How professionals think about bottlenecks

System designers, performance engineers, and developers rarely ask whether a machine has a bottleneck. They ask where the bottleneck is and whether that location makes sense for the intended workload. In many gaming scenarios, being somewhat GPU-limited is perfectly normal and even desirable because it means your graphics card is being fully utilized. For high-refresh esports, a stronger CPU often matters more because low frame time consistency is crucial. The “best” bottleneck is context-dependent.

If you want to go deeper into computer performance concepts, you may find these authoritative resources useful: the National Institute of Standards and Technology for measurement and evaluation topics, the U.S. Department of Energy computing resources for high-performance computing context, and Stanford Computer Science for academic material on systems and performance.

Final takeaway

A bottle neck calculator is most useful when it helps you spend money more intelligently. Instead of chasing the highest benchmark number in isolation, look for a build that fits your display, game library, refresh rate goals, and budget.
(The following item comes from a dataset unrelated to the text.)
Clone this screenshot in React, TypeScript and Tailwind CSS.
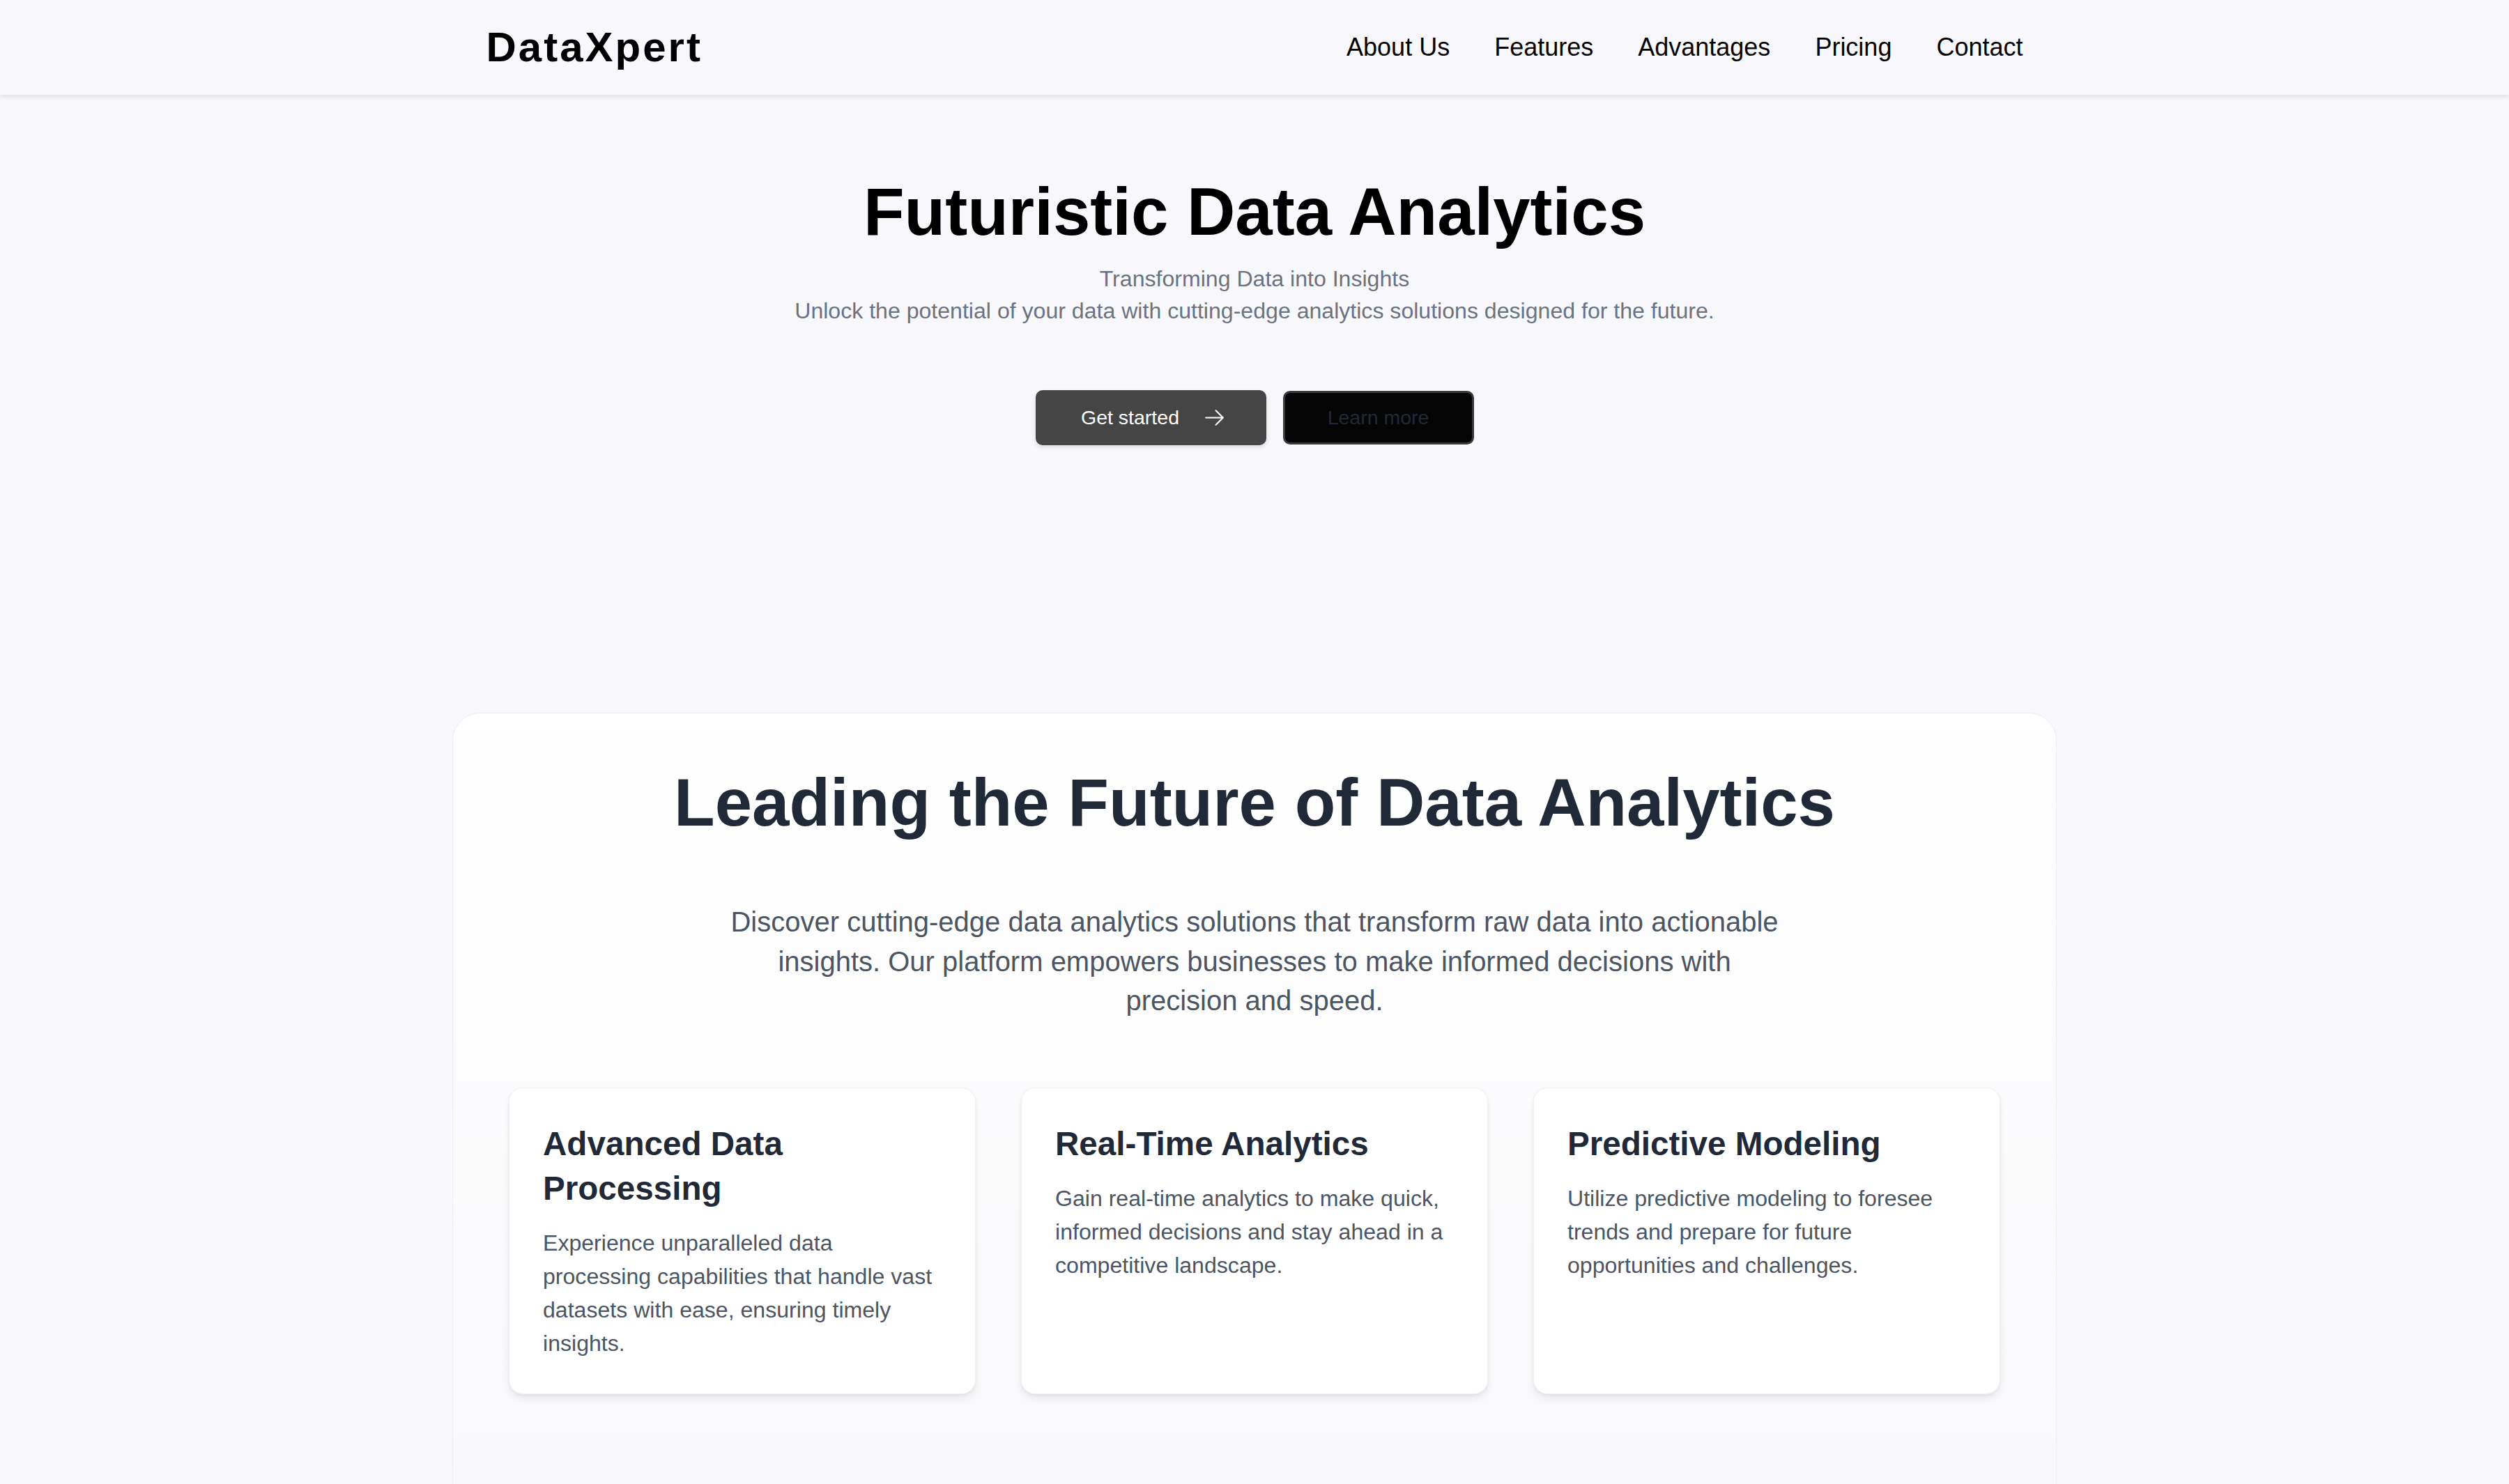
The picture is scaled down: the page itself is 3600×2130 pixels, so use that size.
import React from 'react';

const features = [
  {
    title: 'Advanced Data Processing',
    text: 'Experience unparalleled data processing capabilities that handle vast datasets with ease, ensuring timely insights.',
  },
  {
    title: 'Real-Time Analytics',
    text: 'Gain real-time analytics to make quick, informed decisions and stay ahead in a competitive landscape.',
  },
  {
    title: 'Predictive Modeling',
    text: 'Utilize predictive modeling to foresee trends and prepare for future opportunities and challenges.',
  },
];

const navLinks = ['About Us', 'Features', 'Advantages', 'Pricing', 'Contact'];

const ArrowRight = () => (
  <svg width="33" height="33" viewBox="0 0 24 24" fill="none" stroke="currentColor" strokeWidth="1.5" strokeLinecap="round" strokeLinejoin="round">
    <path d="M13.5 4.5 21 12m0 0-7.5 7.5M21 12H3" />
  </svg>
);

export default function App() {
  return (
    <div className="min-h-screen bg-[#f8f8fc] font-['Liberation_Sans',Arial,sans-serif] text-black">
      <header className="relative z-10 bg-[#f8f8fc] shadow-[0_3px_8px_rgba(0,0,0,0.1)]">
        <div className="mx-auto flex h-[136px] max-w-[2351px] items-center justify-between px-[73px]">
          <div className="text-[60px] font-bold tracking-wider">DataXpert</div>
          <nav className="flex items-center gap-[64px] text-[36px]">
            {navLinks.map((link) => (
              <a key={link} href="#" className="text-black">
                {link}
              </a>
            ))}
          </nav>
        </div>
      </header>

      <main>
        <section className="flex flex-col items-center pt-[120px] text-center">
          <h1 className="text-[96px] font-bold leading-none">Futuristic Data Analytics</h1>
          <p className="mt-[25px] text-[32.1px] leading-[46px] text-[#6b7280]">Transforming Data into Insights</p>
          <p className="text-[32.1px] leading-[47px] text-[#6b7280]">
            Unlock the potential of your data with cutting-edge analytics solutions designed for the future.
          </p>
          <div className="mt-[90px] flex items-center gap-[24px]">
            <button className="flex h-[79px] w-[331px] items-center justify-center gap-[34px] rounded-[10px] bg-[#454545] pl-[8px] text-[28.5px] text-white shadow-[0_3px_6px_rgba(0,0,0,0.12)]">
              <span>Get started</span>
              <ArrowRight />
            </button>
            <button className="flex h-[77px] w-[274px] items-center justify-center rounded-[10px] border-[3px] border-[#3a3a3e] bg-[#050505] text-[28.5px] text-[#1f2937]">
              Learn more
            </button>
          </div>
        </section>

        <section className="mx-auto mt-[384px] w-[2302px] rounded-t-[40px] border border-[#ededf2] bg-gradient-to-b from-white to-[#f8f8fb] px-[80px] pb-[200px] pt-[80px]">
          <h2 className="text-center text-[96px] font-bold leading-none text-[#1f2937]">
            Leading the Future of Data Analytics
          </h2>
          <p className="mx-auto mt-[95px] max-w-[1515px] text-center text-[40px] leading-[56.5px] text-[#4b5563]">
            Discover cutting-edge data analytics solutions that transform raw data into actionable insights. Our platform empowers businesses to make informed decisions with precision and speed.
          </p>
          <div className="mt-[96px] grid grid-cols-3 gap-[65px]">
            {features.map((f) => (
              <div
                key={f.title}
                className="rounded-[20px] border border-[#f1f1f5] bg-white p-[48px] shadow-[0_7px_14px_-3px_rgba(0,0,0,0.1),0_2px_6px_-2px_rgba(0,0,0,0.06)]"
              >
                <h3 className="text-[47.6px] font-bold leading-[64.3px] text-[#1f2937]">{f.title}</h3>
                <p className="mt-[22px] text-[32.1px] leading-[48px] text-[#4b5563]">{f.text}</p>
              </div>
            ))}
          </div>
        </section>
      </main>
    </div>
  );
}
A balanced system often feels better in real play than an uneven one with one massively overpowered part. Use calculators for guidance, validate with game-specific benchmarks where possible, and remember that the right answer depends on what you want the PC to do.

Note: this tool provides a modeled estimate, not a guarantee of exact in-game frame rates. Always cross-check final buying decisions with independent benchmarks for the games and settings that matter most to you.